This article was written as a blog post for AptoZen, an Intrax company.

Me. My computer. Mugs of hot tea, and a quiet room. Searching for the perfect job, writing the perfect cover letter, and waiting. Job hunting is lonely business. But that’s only part of it. Arguably you should spend most of your time during a job search making human connections. That’s where networking comes in.

For some, the word networking conjures awkward rooms full of name-badged professionals, wine glasses in hand, moving about collecting business cards. Yeah, I hate it too. The kind of networking that will help your job search is more like relationship building. Let’s look at some of the benefits and how it’s done.

Good Things About Networking

First of all, networking could help you land a job. Maybe you meet someone who knows someone who can introduce you to someone who’ll give you a job. But beware, if this your only goal you’ll end up projecting a desperation vibe. In addition, if you decide the only people worth meeting are those who could benefit your career, you’re going to miss out on some worthwhile conversations.

Meeting professionals in casual settings can pay off when it comes to your real job interviews. You’ll become more comfortable talking about yourself and your career goals. It gives you the opportunity to refine your answers to questions so you don’t fumble when the stakes are high. And it’s a chance to hone your elevator pitch – the 30-second description of what makes you a great hire.

People love giving advice, and they appreciate the opportunity to talk about how they got where they are in their career. Networking is a way to gather accumulated wisdom and apply it to your job search.

Another benefit of networking is the simple pleasure of human interaction. If you’re conducting your job search while unemployed, or if you’re employed but can’t tell coworkers you’re looking, it can be great to shake off the loneliness and connect with people.

Networking How-to

Keep in mind that your objective is simply to meet people. When I started my recent job search, I connected with old friends, former co-workers, and vendor contacts from previous jobs. A friend shared that he once landed a job when his fiancé’s father put him in touch with an old college buddy. Anyone has the potential to be a good contact.

Start with people you know. Invite them to coffee or lunch. If you’re wondering about the etiquette in this case, you should be the one offering to pay. Sometimes your contact will pay, and when this happens remind yourself that you will do the same for someone in the future.

A few dos and don’ts for networking get-togethers: Do keep the conversation casual; don’t make it all about your job search. Don’t bring your resume; you can email it later or connect on LinkedIn. A business card with your personal contact information is a perfect leave-behind. Do ask for names of people who might be good contacts; don’t assume everyone will have them. Above all, be grateful. Send a personalized, hand-written thank-you note afterward.

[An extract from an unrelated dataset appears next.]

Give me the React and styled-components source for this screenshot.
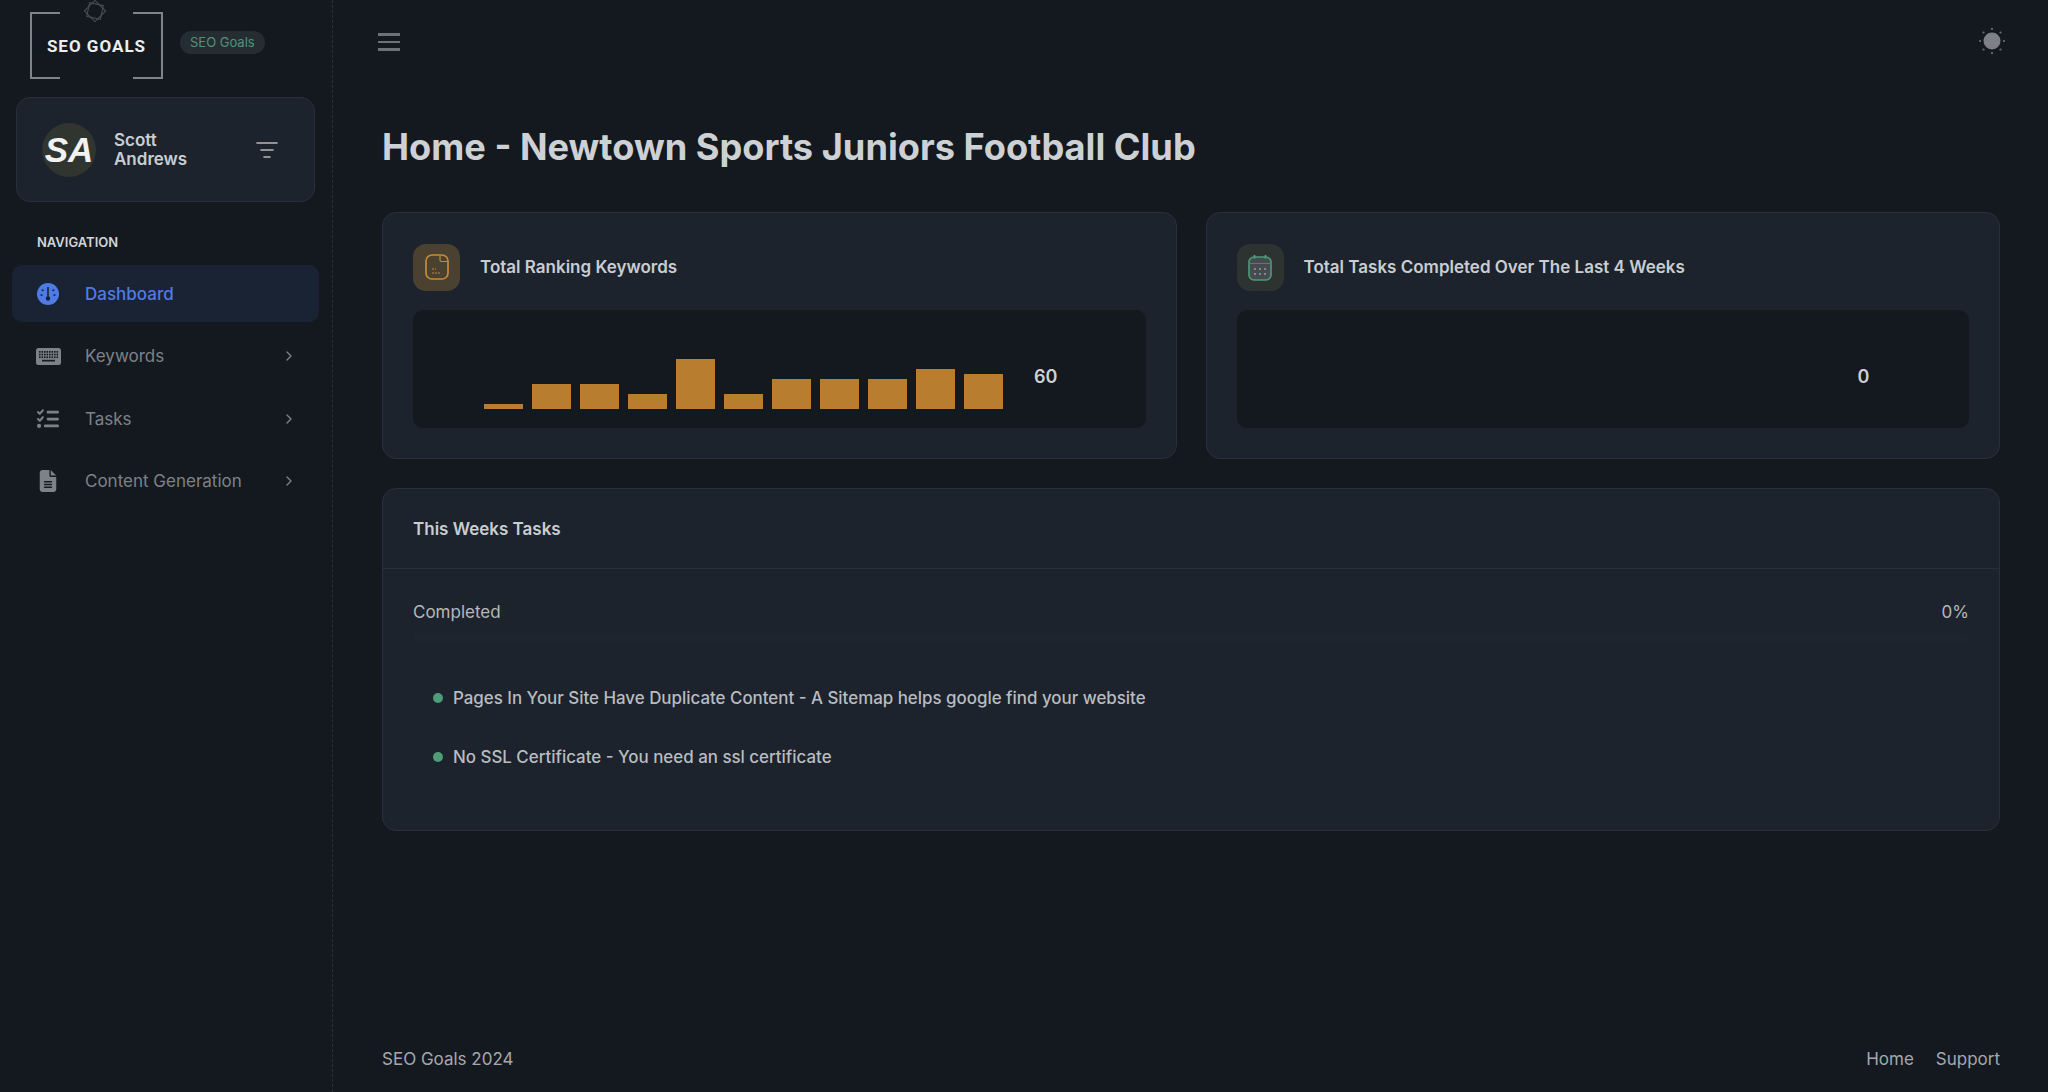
import React from 'react'
import styled, { createGlobalStyle } from 'styled-components'
import { ChevronRight, ListFilter } from 'lucide-react'
import { FaListCheck, FaFileLines } from 'react-icons/fa6'

const bars = [5, 25, 25, 15, 50, 15, 30, 30, 30, 40, 35]

const GlobalStyle = createGlobalStyle`
  html, body { margin: 0; padding: 0; background: #141920; }
  body { font-family: Inter, "Noto Sans", sans-serif; color: #c9cdd2; }
  * { box-sizing: border-box; }
`

const Layout = styled.div`
  display: flex;
  width: 2048px;
  height: 1092px;
  overflow: hidden;
  background: #141920;
`

const Sidebar = styled.aside`
  width: 333px;
  flex: none;
  padding: 0 12px;
  border-right: 1px dashed #2a3039;
  display: flex;
  flex-direction: column;
`

const LogoRow = styled.div`
  height: 97px;
  display: flex;
  align-items: flex-start;
  padding-left: 18px;
  gap: 17px;
`

const LogoBox = styled.div`
  position: relative;
  width: 133px;
  height: 67px;
  margin-top: 12px;
  display: flex;
  align-items: center;
  justify-content: center;
  font: 700 17px Roboto, sans-serif;
  letter-spacing: 1px;
  color: #eceded;
  border-left: 2px solid #80848a;
  border-right: 2px solid #80848a;
  &::before, &::after {
    content: '';
    position: absolute;
    left: 0;
    right: 0;
    height: 2px;
    background: linear-gradient(to right, #80848a 28px, transparent 28px, transparent 101px, #80848a 101px);
  }
  &::before { top: 0; }
  &::after { bottom: 0; }
`

const LogoMark = styled.svg`
  position: absolute;
  top: -13px;
  left: 51px;
`

const Badge = styled.span`
  margin-top: 31px;
  padding: 0 10px;
  height: 23px;
  line-height: 23px;
  border-radius: 12px;
  background: #252d33;
  color: #52927a;
  font-size: 13px;
`

const UserCard = styled.div`
  height: 105px;
  margin-left: 4px;
  width: 299px;
  background: #1c232c;
  border: 1px solid #2a3039;
  border-radius: 14px;
  display: flex;
  align-items: center;
  padding: 0 25px;
`

const Avatar = styled.div`
  width: 54px;
  height: 54px;
  border-radius: 50%;
  background: #30352f;
  color: #f2f2f2;
  display: flex;
  align-items: center;
  justify-content: center;
  font: italic 700 35px "Liberation Sans", sans-serif;
`

const UserName = styled.div`
  flex: 1;
  margin-left: 18px;
  font-size: 17px;
  font-weight: 600;
  line-height: 19px;
  color: #c9cdd2;
`

const FilterIcon = styled(ListFilter)`
  color: #b5b8bc;
  margin-right: 10px;
`

const NavTitle = styled.div`
  margin: 32px 0 15px 25px;
  font-size: 13px;
  font-weight: 600;
  color: #d2d4d6;
  line-height: 16px;
`

const NavList = styled.nav`
  display: flex;
  flex-direction: column;
  gap: 5.5px;
`

const NavItem = styled.div`
  height: 57px;
  width: 307px;
  display: flex;
  align-items: center;
  padding: 0 22px 0 23px;
  border-radius: 10px;
  background: ${(props) => (props.$active ? '#1a2333' : 'transparent')};
  color: ${(props) => (props.$active ? '#4f7be6' : '#7e8287')};
  font-size: 17px;
  font-weight: ${(props) => (props.$active ? 500 : 400)};
`

const NavIcon = styled.span`
  width: 26px;
  display: flex;
  justify-content: center;
  margin-right: 24px;
  font-size: 22px;
`

const NavLabel = styled.span`
  flex: 1;
`

const Main = styled.main`
  flex: 1;
  padding: 0 48px 0 49px;
  display: flex;
  flex-direction: column;
  min-width: 0;
`

const TopBar = styled.div`
  height: 82px;
  display: flex;
  align-items: center;
  justify-content: space-between;
  margin-right: -5px;
`

const Burger = styled.div`
  width: 22px;
  margin: 2px 0 0 -4px;
  display: flex;
  flex-direction: column;
  gap: 5px;
  span {
    height: 2.5px;
    background: #6e7277;
  }
`

const Title = styled.h1`
  margin: 44px 0 43px;
  font-size: 36.2px;
  line-height: 43px;
  font-weight: 700;
  color: #ced1d4;
`

const CardRow = styled.div`
  display: grid;
  grid-template-columns: 1fr 1fr;
  column-gap: 29px;
  margin-bottom: 29px;
`

const Card = styled.section`
  background: #1c232c;
  border: 1px solid #2a3039;
  border-radius: 14px;
`

const StatCard = styled(Card)`
  height: 247px;
  padding: 30px;
`

const StatHead = styled.div`
  display: flex;
  align-items: center;
  gap: 20px;
  height: 48px;
  margin-bottom: 19px;
`

const StatIcon = styled.div`
  width: 47px;
  height: 47px;
  border-radius: 13px;
  background: ${(props) => props.$bg};
  color: ${(props) => props.$fg};
  display: flex;
  align-items: center;
  justify-content: center;
`

const StatTitle = styled.h3`
  margin: 0;
  font-size: 17px;
  font-weight: 600;
  color: #c9cdd2;
`

const ChartBox = styled.div`
  height: 118px;
  border-radius: 10px;
  background: #14191f;
  display: flex;
  align-items: flex-end;
  padding: 0 0 19px 71px;
  position: relative;
`

const Bars = styled.div`
  width: 519px;
  display: flex;
  align-items: flex-end;
  gap: 9px;
`

const Bar = styled.div`
  width: 39px;
  background: #b97d30;
`

const ChartValue = styled.span`
  position: absolute;
  left: 621px;
  top: 66px;
  transform: translateY(-50%);
  font-size: 18px;
  font-weight: 600;
  color: #ced1d4;
`

const TaskCard = styled(Card)`
  height: 343px;
`

const TaskHead = styled.div`
  height: 80px;
  padding: 0 30px;
  display: flex;
  align-items: center;
  border-bottom: 1px solid #2a3039;
  font-size: 17px;
  font-weight: 600;
  color: #c9cdd2;
`

const Progress = styled.div`
  padding: 33px 30px 0;
  display: flex;
  justify-content: space-between;
  font-size: 17px;
  line-height: 20px;
  color: #b5b8bc;
`

const ProgressTrack = styled.div`
  height: 10px;
  margin: 11px 30px 0;
  border-radius: 5px;
  background: #1e252e;
`

const TaskList = styled.ul`
  list-style: none;
  margin: 45px 0 0;
  padding: 0 0 0 50px;
  display: flex;
  flex-direction: column;
  gap: 39px;
`

const TaskItem = styled.li`
  display: flex;
  align-items: center;
  gap: 10px;
  height: 20px;
  font-size: 16.9px;
  font-weight: 500;
  color: #b9bcc0;
  &::before {
    content: '';
    width: 10px;
    height: 10px;
    border-radius: 50%;
    background: #4f9c78;
  }
`

const Footer = styled.footer`
  margin-top: auto;
  height: 43px;
  display: flex;
  justify-content: space-between;
  font-size: 17px;
  line-height: 20px;
  color: #a4a8ac;
`

const FootLinks = styled.div`
  display: flex;
  gap: 22px;
`

function Sun() {
  const dots = [0, 45, 90, 135, 180, 225, 270, 315]
  return (
    <svg width="26" height="26" viewBox="0 0 26 26">
      <circle cx="13" cy="13" r="8.5" fill="#7d8084" />
      {dots.map((a) => (
        <circle
          key={a}
          cx={13 + 12 * Math.cos((a * Math.PI) / 180)}
          cy={13 + 12 * Math.sin((a * Math.PI) / 180)}
          r="1.1"
          fill="#6c7074"
        />
      ))}
    </svg>
  )
}

function GaugeIcon() {
  return (
    <svg width="22" height="22" viewBox="0 0 22 22">
      <circle cx="11" cy="11" r="11" fill="currentColor" />
      <circle cx="11" cy="15.5" r="2.2" fill="#1a2333" />
      <path d="M11 4v11" stroke="#1a2333" strokeWidth="1.6" />
      <path d="M5 6.5l1.5 1.5M17 6.5l-1.5 1.5M3.5 12h2M16.5 12h2" stroke="#1a2333" strokeWidth="1.6" />
    </svg>
  )
}

function KeyboardIcon() {
  const keys = []
  for (let r = 0; r < 3; r++) {
    for (let c = 0; c < 8; c++) {
      keys.push(<rect key={`${r}-${c}`} x={3 + c * 2.5} y={3 + r * 2.7} width="1.6" height="1.7" />)
    }
  }
  return (
    <svg width="25" height="17" viewBox="0 0 25 17">
      <rect width="25" height="17" rx="2.5" fill="currentColor" />
      <g fill="#161b21">
        {keys}
        <rect x="6" y="11.8" width="13" height="1.7" />
      </g>
    </svg>
  )
}

function NoteIcon() {
  return (
    <svg width="24" height="26" viewBox="0 0 24 26" fill="none" stroke="currentColor">
      <rect x="1" y="1" width="22" height="24" rx="6" strokeWidth="1.7" />
      <path d="M15 1.5v4.5a1.5 1.5 0 0 0 1.5 1.5h6" strokeWidth="1.2" />
      <path d="M7 15h4M7 19h9" strokeWidth="1.1" strokeDasharray="2 1" />
    </svg>
  )
}

function CalendarIcon() {
  const dots = [7, 12, 17].flatMap((x) => [15, 20].map((y) => [x, y]))
  return (
    <svg width="24" height="27" viewBox="0 0 24 27" fill="none">
      <rect x="1" y="3" width="22" height="23" rx="5" fill="#464b4f" stroke="#4f9c78" strokeWidth="1.6" />
      <path d="M6.5 1v3.5M17.5 1v3.5" stroke="#4f9c78" strokeWidth="1.8" />
      <path d="M2 9.5h20" stroke="#6b7074" strokeWidth="1" />
      {dots.map(([x, y]) => (
        <rect key={`${x}-${y}`} x={x - 1} y={y - 1} width="2" height="2" fill="#82868a" />
      ))}
    </svg>
  )
}

export default function App() {
  return (
    <Layout>
      <GlobalStyle />
      <Sidebar>
        <LogoRow>
          <LogoBox>
            <LogoMark width="24" height="24" viewBox="0 0 24 24" fill="none" stroke="#4c5056" strokeWidth="1">
              <rect x="4.5" y="4.5" width="15" height="15" transform="rotate(45 12 12)" />
              <rect x="5" y="5" width="14" height="14" transform="rotate(12 12 12)" />
            </LogoMark>
            SEO GOALS
          </LogoBox>
          <Badge>SEO Goals</Badge>
        </LogoRow>
        <UserCard>
          <Avatar>SA</Avatar>
          <UserName>Scott<br />Andrews</UserName>
          <FilterIcon size={24} strokeWidth={1.6} />
        </UserCard>
        <NavTitle>NAVIGATION</NavTitle>
        <NavList>
          <NavItem $active>
            <NavIcon><GaugeIcon /></NavIcon>
            <NavLabel>Dashboard</NavLabel>
          </NavItem>
          <NavItem>
            <NavIcon><KeyboardIcon /></NavIcon>
            <NavLabel>Keywords</NavLabel>
            <ChevronRight size={16} />
          </NavItem>
          <NavItem>
            <NavIcon><FaListCheck /></NavIcon>
            <NavLabel>Tasks</NavLabel>
            <ChevronRight size={16} />
          </NavItem>
          <NavItem>
            <NavIcon><FaFileLines /></NavIcon>
            <NavLabel>Content Generation</NavLabel>
            <ChevronRight size={16} />
          </NavItem>
        </NavList>
      </Sidebar>
      <Main>
        <TopBar>
          <Burger><span /><span /><span /></Burger>
          <Sun />
        </TopBar>
        <Title>Home - Newtown Sports Juniors Football Club</Title>
        <CardRow>
          <StatCard>
            <StatHead>
              <StatIcon $bg="#4a4130" $fg="#c98a35"><NoteIcon /></StatIcon>
              <StatTitle>Total Ranking Keywords</StatTitle>
            </StatHead>
            <ChartBox>
              <Bars>
                {bars.map((h, i) => (
                  <Bar key={i} style={{ height: h }} />
                ))}
              </Bars>
              <ChartValue>60</ChartValue>
            </ChartBox>
          </StatCard>
          <StatCard>
            <StatHead>
              <StatIcon $bg="#2c3331" $fg="#4f9c78"><CalendarIcon /></StatIcon>
              <StatTitle>Total Tasks Completed Over The Last 4 Weeks</StatTitle>
            </StatHead>
            <ChartBox>
              <ChartValue>0</ChartValue>
            </ChartBox>
          </StatCard>
        </CardRow>
        <TaskCard>
          <TaskHead>This Weeks Tasks</TaskHead>
          <Progress>
            <span>Completed</span>
            <span>0%</span>
          </Progress>
          <ProgressTrack />
          <TaskList>
            <TaskItem>Pages In Your Site Have Duplicate Content - A Sitemap helps google find your website</TaskItem>
            <TaskItem>No SSL Certificate - You need an ssl certificate</TaskItem>
          </TaskList>
        </TaskCard>
        <Footer>
          <span>SEO Goals 2024</span>
          <FootLinks>
            <span>Home</span>
            <span>Support</span>
          </FootLinks>
        </Footer>
      </Main>
    </Layout>
  )
}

As soon as you’re able, follow up with the new contacts you’ve been provided. The person making the referral may offer to send an initial email. This is ideal, but if you don’t hear anything after a few days, it’s okay to politely send a reminder. People get busy. Set meetings with this next layer of contacts and keep going. Now you’re networking, though it may seem as if you’re just having interesting conversations.

Be sure to stay in touch with everyone in your network, and do it in a personalized way. If you meet someone they know, send an email. If you come across an interesting article or learn news from their company, it’s a good excuse for a contact. And consider asking if there’s something you can do for them. Perhaps you could do a little freelance, consulting, or volunteer work.

Networking will always come easier for some people than others. You may never feel completely comfortable, but remember this: The people you’re talking to most likely had to do the same thing at some point in their careers. They understand what you’re going through. And, one day you’ll be in a position to help someone out and share what you’ve learned.